Merindu Mantan dan Harimau Minahasa adalah dua film lokal yang berkesan bagi saya. Merindu Mantan mencoba menampilkan cerita asmara anak muda yang dibalut dengan konteks sosial-budaya yang melingkupinya. Kisah-kisah asmara selalu ada pada setiap generasi dengan warnanya sendiri. Kata dan istilah dalam dunia percintaan seperti pacar, mantan pacar, jomblo, ditelikung, di-PHP, di-friendzone, dianggap abang-adik dan seterusnya menjadi wacana yang tak habis-habis ditulis, dilagukan, serta difilmkan. Merindu Mantan terpilih untuk diputar pada JAFF tahun ini agaknya tidak hanya karena ia mengusung konten lokal mulai dari ritual mistik (tenung) dan identitas tradisi (Jawa) yang dipertontonkan kepada publik lintas negara-bangsa, tapi juga tema cinta membara antar-anak muda yang memabukkan dan mengaburkan akal sehat tersebut. Tema cinta membara ini menjadi tema universal yang juga terjadi di belahan bumi lain dengan ‘daya rusak’ yang dahsyat jika seseorang disakiti, dikhianati oleh pujaan hatinya.
Pada Harimau Minahasa, seperti kesan yang saya tuliskan di atas, cerita rakyat (folklore) yang menjadi bagian dari kehidupan keseharian masyarakat diolah menjadi mata rantai-mata rantai untuk menjelaskan siapa Budi di tanah Minahasa. Budi bisa jadi satu dari sekian banyak ‘harimau’ di luar sana yang kehidupannya menarik dan berguna untuk dikisahkan. Bagi saya, tingkah konyol Budi bertelanjang di pekuburan bukanlah sesuatu yang baru dan unik, meski saya tertawa ketika menontonnya. Tapi ini tidak bagi penonton dari luar Mukomuko atau daerah yang tidak mengenal cerita ini. Menggali unsur lokal dalam karya film sepertinya tidak semata-mata karena cerita, mitos, atau legenda tersebut hanya berada pada daerah tertentu (kelangkaan atau kekhasan cerita), tapi juga berkaitan dengan cara masyarakat merespon suatu fenomena yang sangat berbeda dengan masyarakat lainnya. Dalam Harimau Minahasa, aspek keberanian, jinggo-isme, kelaki-lakian, hingga wacana penaklukan terlihat disusun berdasarkan pengalaman-pengalaman kultural yang dialami oleh Budi mulai dari tanah kelahirannya di Jawa, bekerja di Sumatera, hingga menapak tanah Sulawesi. Film ini ditutup dengan adegan panjang Budi mengalami semacam kemasukan ketika tidur dan berubah menjadi kakek-kakek yang mengaku sebagai kakek buyut Budi dari tanah Jawa. Ia bicara dan meracau dalam bahasa Jawa yang disisipi adegan dan dialog lucu, terjadi miskomunikasi antara si kakek yang bersemayam dalam tubuh Budi dengan filmmaker yang tak mengerti bahasa Jawa.
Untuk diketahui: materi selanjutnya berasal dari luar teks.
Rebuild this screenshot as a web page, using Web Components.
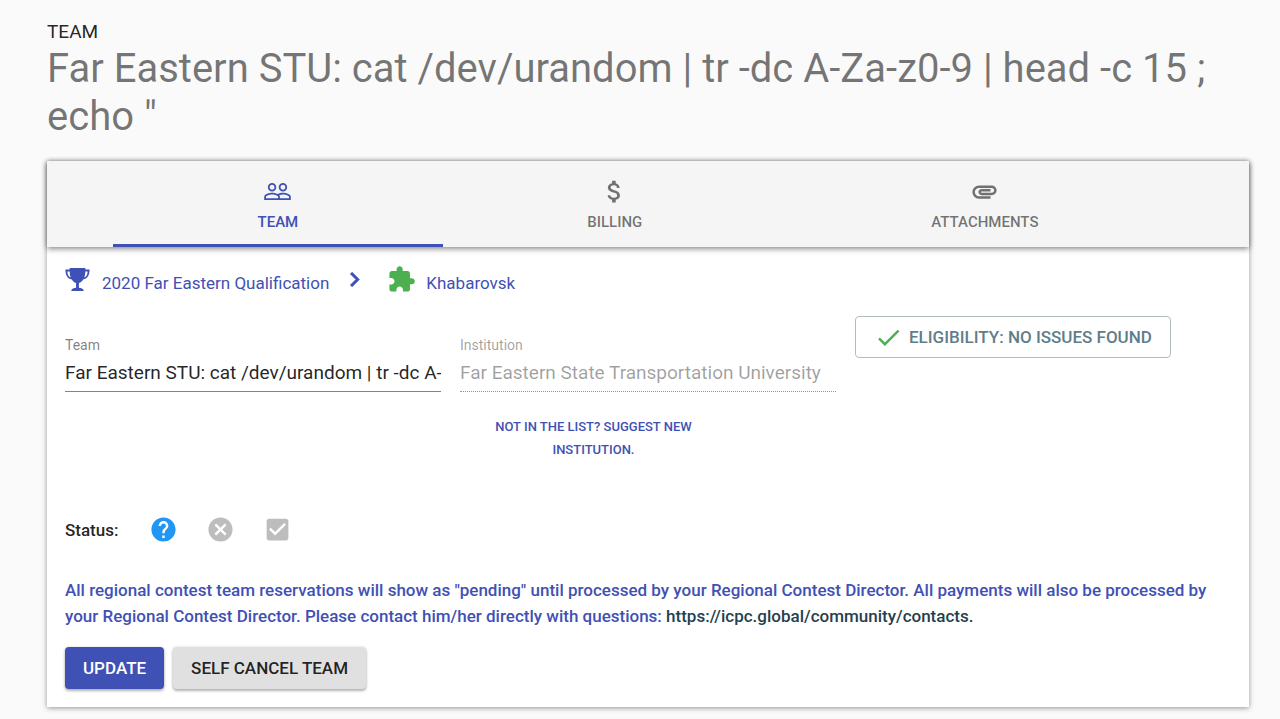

Saya dan Kamu, Hanya Butuh Bioskop Kelas Bawah
Film-film yang dibuat oleh filmmaker Indonesia, pada umumnya hanya tayang di bioskop milik dinasti 21. Pun film-film tersebut acapkali kalah frekuensi tayang dengan film keluaran Hollywood yang meraja itu. Usia film Indonesia paling lama bertahan di bioskop 21 sekitar dua bulan. Ada juga yang hanya berumur sebulan, setelah itu ia diputar pada acara-acara komunitas atau festival di mana sutradaranya menjadi bagian dari acara tersebut. Acapkali kita menyaksikan film-film yang baru sebulan lalu di-launching sudah bisa ditonton di rumah di depan televisi. Satu sisi, kondisi ini menguntungkan bagi penonton, khususnya bagi mahasiswa. Harga tiket menonton di bioskop 21 tergolong cukup tinggi untuk kantong anak muda dan masyarakat pada umumnya. Di Indonesia, menonton adalah aktivitas hiburan sekunder bahkan tersier. Untuk mendapatkan hiburan, publik bisa datang ke pasar malam, pantai, pegunungan, taman, obyek bermain, serta obyek wisata lainnya. Menghabiskan uang Rp 50 ribu (ticket and food) untuk sekali menonton film, durasi 2 jam, adalah keputusan yang diambil secara tidak spontan dan tidak rutin dilakukan. Dengan nominal tersebut penonton film, apalagi di Yogyakarta, akan dihadapkan pada beberapa pilihan kebutuhan/keinginan lainnya. Lagi-lagi jika penonton film ini dibayangkan adalah mahasiswa dan masyarakat rata-rata yang ada banyak alternatif pemenuhan kebutuhan yang dapat ditutup dengan sejumlah nominal tersebut. Namun di sisi lain, ini tentu bukanlah kabar yang menggembirakan bagi sineas film dan industri film Tanah Air yang masih mencoba mengukuhkan kaki agar bisa berdiri kokoh, didukung sepenuhnya oleh pemerintah dan penonton Indonesia.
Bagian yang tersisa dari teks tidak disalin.